It might seem simple to pick a route for the speedier, more frequent passenger trains that are proposed to link the Twin Cities with Chicago. After all, there’s an existing Amtrak route, and it and the alternatives have been studied for years.

But nailing down a route has become a point of contention. The one chosen—all options will shave roughly two hours from the pokey eight-hour, once-a-day service provided by Amtrak’s Empire Builder—will determine capital and operating costs, the speed of the trains, and their ridership levels. The decision also matters to communities and businesses along the potential routes, where trains are expected to spur economic development and travel.

Planners at the Minnesota Department of Transportation must consider—at least briefly—all 33 different routes that passenger and freight trains could take between Milwaukee and the Twin Cities in 1950. That’s the mandate laid down by the Federal Railroad Administration (FRA), says Dan Krom, who heads MNDOT’s passenger rail office.

Krom says planners from MNDOT, Wisconsin’s Department of Transportation, and the FRA are meeting several times a month to come up with a route. He expects an “objective, evidence-based” recommendation to go to the FRA by early next year.

 

Costs and Benefits

In Minnesota, three corridors are seen as the most serious contenders, with trains leaving in each case from St. Paul’s Union Depot.

The “river route” heads southeast in the corridor now followed by the Empire Builder, hugging the Mississippi River’s western shore until the tracks cross into Wisconsin at La Crosse.
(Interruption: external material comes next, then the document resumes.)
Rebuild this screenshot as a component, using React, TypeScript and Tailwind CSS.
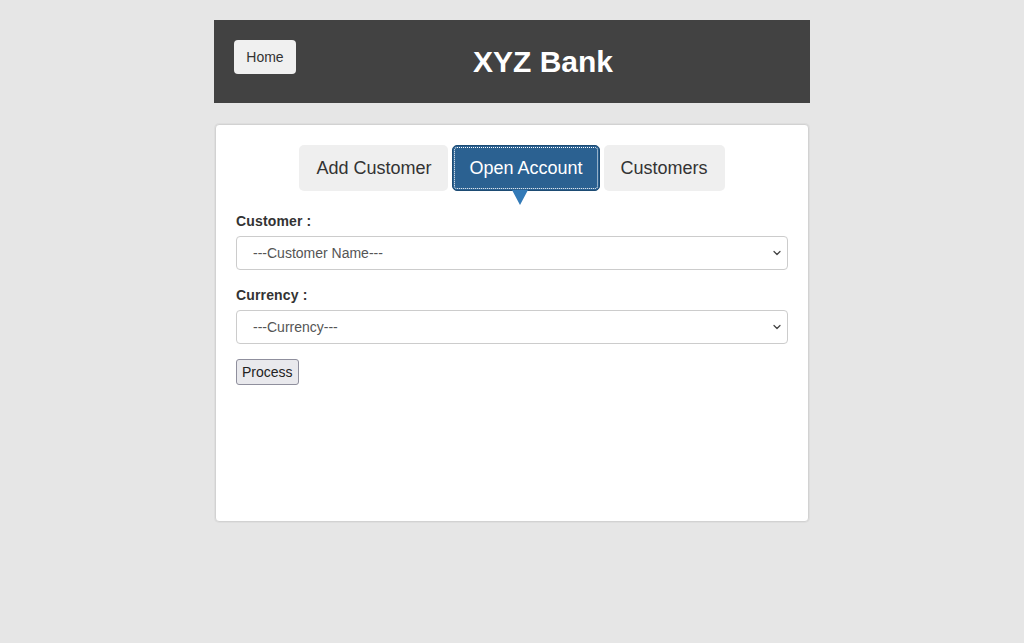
import { ChevronDown } from "lucide-react"

const font = { fontFamily: '"Liberation Sans", Arial, sans-serif' }

function Tab({ label, active }: { label: string; active?: boolean }) {
  if (active) {
    return (
      <div className="relative">
        <button className="h-[46px] px-4 rounded-[5px] border border-[#1d4b73] bg-[#2b6191] text-white text-[18px] outline outline-1 outline-dotted outline-white -outline-offset-[3px]">
          {label}
        </button>
        <div className="absolute left-[60px] top-[45px] w-0 h-0 border-l-[8px] border-r-[8px] border-t-[15px] border-l-transparent border-r-transparent border-t-[#337ab7]" />
      </div>
    )
  }
  return (
    <button className="h-[46px] px-[17px] rounded-[5px] bg-[#efefef] text-[#333] text-[18px]">
      {label}
    </button>
  )
}

function Field({ label, placeholder }: { label: string; placeholder: string }) {
  return (
    <div className="mb-[15px]">
      <label className="block text-[14px] leading-[20px] font-bold tracking-[0.15px] text-[#333] mb-[5px]">{label}</label>
      <div className="relative">
        <select className="w-full h-[34px] appearance-none rounded-[4px] border border-[#ccc] bg-white pl-4 text-[14px] text-[#555]">
          <option>{placeholder}</option>
        </select>
        <ChevronDown size={12} strokeWidth={2.5} className="absolute right-[5px] top-[11px] text-[#444] pointer-events-none" />
      </div>
    </div>
  )
}

export default function App() {
  return (
    <div className="min-h-[643px] bg-[#e6e6e6] pt-5" style={font}>
      <div className="w-[596px] mx-auto">
        <header className="h-[83px] bg-[#424242] flex items-start px-5 pt-5">
          <button className="w-[62px] h-[34px] rounded-[4px] bg-[#f0f0f0] text-[14px] text-[#333]">Home</button>
          <h1 className="flex-1 self-center text-center text-[30px] font-bold text-white -mt-5">XYZ Bank</h1>
        </header>

        <div className="mt-[21px] mx-px h-[398px] bg-white border border-[#d2d2d2] shadow-[0_0_0_1px_#dedede] rounded-[4px] px-5 pt-5">
          <div className="flex justify-center gap-1">
            <Tab label="Add Customer" />
            <Tab label="Open Account" active />
            <Tab label="Customers" />
          </div>

          <div className="mt-5">
            <Field label="Customer :" placeholder="---Customer Name---" />
            <Field label="Currency :" placeholder="---Currency---" />
            <button className="h-[26px] px-[5px] rounded-[3px] border border-[#8f8f9d] bg-[#e9e9ed] text-[14px] text-[#222]">
              Process
            </button>
          </div>
        </div>
      </div>
    </div>
  )
}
The “Eau Claire route” parallels Interstate 94 into Wisconsin and southeast toward Eau Claire and Madison. The “Rochester route” goes south to Rosemount and Owatonna, then east to Rochester, Winona, and like the river route, enters Wisconsin at La Crosse. Krom says cost estimates, based on environmental and engineering studies, are still being attached to each of these.

Based on speed alone, the decision could be close. In the 1930s, three rival trains—the Milwaukee Road’s Hiawatha and Burlington’s Zephyr, following the west and east shores of the river, respectively, and the Chicago & North Western’s 400 via Eau Claire—each made the Twin Cities–Chicago trip in about six hours.